Contending With Moral Emotions

I want to highlight a less obvious dimension of the work we do at UUSJ — helping people heal from moral injury and reclaiming their agency — something that stands out to me given my background in healthcare.

Moral injury traditionally refers to the deep psychological and spiritual harm that arises when a person participates in, fails to prevent, or witnesses actions that violate their core moral beliefs. Increasingly, psychologists emphasize that people can be morally injured not only by what they do, but by what they see others do—especially when the wrongdoing is committed by leaders, institutions, or family members they once trusted.

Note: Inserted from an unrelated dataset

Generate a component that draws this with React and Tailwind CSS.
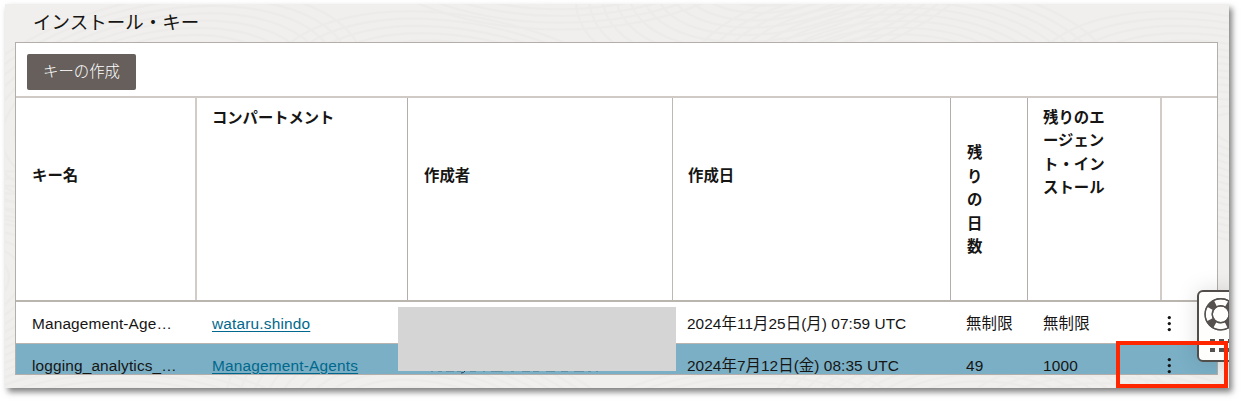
import React from "react";

const headers = [
  { text: "キー名", cell: "items-center pb-[55px] pl-[16px] border-r-2 border-[#d2cbc6]", box: "" },
  { text: "コンパートメント", cell: "items-start pl-[15px] border-r border-[#b3aeaa]", box: "text-[15.3px]" },
  { text: "作成者", cell: "items-center pb-[55px] pl-[16px] border-r border-[#beb8b4]", box: "" },
  { text: "作成日", cell: "items-center pb-[55px] pl-[15px] border-r border-[#b3aeaa]", box: "" },
  { text: "残りの日数", cell: "items-center pb-[7px] pl-[16px] border-r border-[#b3aeaa]", box: "w-[16px]" },
  { text: "残りのエージェント・インストール", cell: "items-start pl-[15px] border-r-2 border-[#d2cbc6]", box: "w-[63px] break-all" },
  { text: "", cell: "", box: "" },
];

const rows = [
  {
    name: "Management-Age…",
    compartment: "wataru.shindo",
    created: "2024年11月25日(月) 07:59 UTC",
    days: "無制限",
    installs: "無制限",
    style: "h-[42px] shrink-0 border-b border-[#b9b4b0] bg-white pt-[2px]",
  },
  {
    name: "logging_analytics_…",
    compartment: "Management-Agents",
    created: "2024年7月12日(金) 08:35 UTC",
    days: "49",
    installs: "1000",
    style: "h-[43px] shrink-0 bg-[#7aafc6]",
  },
];

const columns = "grid grid-cols-[181px_211px_265px_278px_77px_134px_55px]";

function Texture() {
  const rings = [];
  const centers = [
    [150, 110], [560, -80], [480, 130], [790, -40], [900, 90], [1240, 130],
    [-60, 290], [120, 470], [440, 440], [700, 480], [980, 430], [1160, 480],
  ];
  centers.forEach(([x, y], i) => {
    for (let r = 20; r < 150; r += 9) {
      rings.push(
        <ellipse key={`${i}-${r}`} cx={x} cy={y} rx={r * 1.5} ry={r * 0.75} transform={`rotate(${(i % 3) * 14 - 14} ${x} ${y})`} />
      );
    }
  });
  return (
    <svg className="absolute inset-0 h-full w-full" viewBox="5 4 1224 384" fill="none" stroke="#e7e6e4" strokeWidth="2.2" opacity="0.35">
      {rings}
    </svg>
  );
}

function Kebab() {
  return (
    <svg className="block h-[18px] w-[6px]" viewBox="0 0 6 18" fill="#161513">
      <circle cx="3.3" cy="2.6" r="1.65" />
      <circle cx="3.3" cy="8.6" r="1.65" />
      <circle cx="3.3" cy="14.6" r="1.65" />
    </svg>
  );
}

function HelpWidget() {
  return (
    <div className="absolute left-[1192px] top-[286px] h-[72px] w-[42px] rounded-[6px] border-2 border-[#504d4a] bg-[#fefefd] shadow-[0_0_22px_rgba(0,0,0,0.13)]">
      <svg className="block h-[68px] w-[38px]" viewBox="1199 292 38 68">
        <circle cx="1220.7" cy="314.3" r="12" fill="none" stroke="#55514e" strokeWidth="8.4" />
        <circle
          cx="1220.7"
          cy="314.3"
          r="12"
          fill="none"
          stroke="#fefefd"
          strokeWidth="6"
          strokeDasharray="11.6 7.25"
          transform="rotate(-27.7 1220.7 314.3)"
        />
        <circle cx="1220.7" cy="314.3" r="15.6" fill="none" stroke="#55514e" strokeWidth="1.4" />
        <circle cx="1220.7" cy="314.3" r="8.5" fill="none" stroke="#55514e" strokeWidth="1.4" />
        <path
          fill="#55514e"
          d="M1210 339h5v4h-5zM1219 339h5v4h-5zM1228 339h5v4h-5zM1210 348h5v4h-5zM1219 348h5v4h-5zM1228 348h5v4h-5z"
        />
      </svg>
    </div>
  );
}

export default function App() {
  return (
    <main className="h-[402px] w-[1242px] overflow-hidden bg-white pl-[5px] pt-[4px] font-['Liberation_Sans','Noto_Sans_CJK_JP',sans-serif] text-[15.4px] text-[#161513]" lang="ja">
      <div className="h-[384px] w-[1224px] shadow-[3px_4px_6px_0px_rgba(0,0,0,0.5)]">
        <section className="relative h-full w-full overflow-hidden bg-[#f0efed]">
          <Texture />
          <div className="relative flex h-full flex-col pl-[10px]">
            <h1 className="h-[38px] shrink-0 pl-[18px] font-['Noto_Sans_CJK_JP',sans-serif] text-[18.5px] font-normal leading-[35px]">
              インストール・キー
            </h1>
            <div className="flex h-[333px] w-[1203px] flex-col overflow-hidden border border-[#b3aeaa] bg-white">
              <div className="h-[55px] shrink-0 border-b-2 border-[#d0cac6] pl-[11px] pt-[11px]">
                <button className="flex h-[36px] w-[109px] items-center justify-center rounded-[2px] bg-[#665f5b] pb-[3px] font-['Noto_Sans_CJK_JP',sans-serif] font-light text-white">
                  キーの作成
                </button>
              </div>
              <div className={`${columns} h-[204px] shrink-0 border-b-2 border-[#bbb5b0]`}>
                {headers.map((h, i) => (
                  <div key={i} className={`flex pt-[7px] ${h.cell}`}>
                    <span className={`font-['Noto_Sans_CJK_JP',sans-serif] font-bold leading-[23.4px] ${h.box}`}>{h.text}</span>
                  </div>
                ))}
              </div>
              {rows.map((r) => (
                <div key={r.name} className={`${columns} items-center ${r.style}`}>
                  <span className="whitespace-nowrap pl-[16px] tracking-[0.15px]">{r.name}</span>
                  <a className="pl-[15px] tracking-[0.19px] text-[#00688c] underline underline-offset-2">{r.compartment}</a>
                  <span />
                  <span className="whitespace-nowrap pl-[14px] tracking-[0.06px]">{r.created}</span>
                  <span className="pl-[15px] tracking-[0.2px]">{r.days}</span>
                  <span className="pl-[15px] tracking-[0.2px]">{r.installs}</span>
                  <span className="pl-[4px]"><Kebab /></span>
                </div>
              ))}
            </div>
          </div>
          <svg className="absolute left-[418px] top-[367px] h-[3px] w-[200px]" viewBox="0 0 200 3" fill="none" stroke="#30404a">
            <path d="M8 .2h2m5 0h4m4 0h8m3 0h4m9 0h6m7 0h2m6 0h12m8 0h3m8 0h8m3 0h6m7 0h9m6 0h7m6 0h10m4 0h3m5 0h2" opacity=".4" />
            <path d="M42 0q-1 2-4 2" />
          </svg>
          <div className="absolute left-[393px] top-[303px] h-[64px] w-[278px] bg-[#d5d5d5]" />
          <HelpWidget />
          <div className="absolute left-[1111px] top-[337px] h-[47px] w-[112px] border-4 border-[#ff2600]" />
        </section>
      </div>
    </main>
  );
}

The concepts of witness-based and vicarious moral injury describe the experience of individuals who observe harmful practices carried out by their community but feel unable to stop them, or whose resistance goes unheard. These individuals may speak out, advocate, or protest—yet still carry the inner wound of watching vulnerable people suffer while authority figures normalize or justify the harm. The resulting experience often includes feelings of betrayal, disorientation, and a painful sense of moral association with the wrongdoing.

For Unitarian Universalists, this can be acutely felt. At UUSJ, we consistently hear from such folks, especially when they are ready to act in fellowship to oppose and defy the further perpetuation of such harm. Many of our activities are designed to harness this tension and channel it toward meaningful, impactful purpose. (Isn’t that something worth supporting?)

Unfortunately, much of what we are witnessing in our nation today—attacks on democratic norms, assaults on human dignity, and the targeting of marginalized communities—directly contradicts our new, commonly held UU religious values and the eight Principles that came before. When society violates core commitments to equity, compassion, justice, and interdependence, UUs may experience not merely political distress but moral and spiritual injury, a rupture between covenantal values and public reality. We want the covenants we hold with each other to be held among our broader society. We yearn to see the universal family of humanity share in the blessings of our tradition. We want folks to come to it freely, stirred by the spirit, propelled by reason.

Although moral injury and PTSD often overlap, they arise from different emotional cores. PTSD is rooted in fear and threat, disrupting one’s sense of safety. Moral injury stems from violated conscience, marked by guilt, shame, anger, and betrayal. PTSD is a clinical diagnosis; moral injury is a psychological-spiritual condition that affects identity, meaning, trust, and community.

Many psychologists interpret moral injury as a form of complicated grief—grief not only for harmed people but for the loss of one’s moral world. When sustained over time, this grief can lead to psychological dysregulation, with symptoms such as emotional numbing, chronic stress activation, difficulty concentrating, irritability, insomnia, headaches, and spiritual disorientation. These patterns mirror the body’s response to prolonged unresolved grief and can affect long-term health.

Research suggests that individuals can begin healing moral injury through several practices:
• Acknowledging and naming moral emotions rather than suppressing them.
• Seeking support, including from faith groups, peers, therapists, or spiritual advisers.
• Practicing self-compassion and forgiveness, including structured moral reflection.
• Taking aligned moral action, such as engagement, advocacy, or service.

It’s that last item that most often reveals new allies and friends in the work at UUSJ when people are looking to restore coherence between values and behavior. Can you support our worthy, helpful, healing work? Work that brings UUs together in our power for solidarity and, for some, to reclaim agency.

Recognizing moral injury gives us language for these wounds and helps transform private anguish into shared moral commitment and collective healing. That is part of what we are about at UUSJ.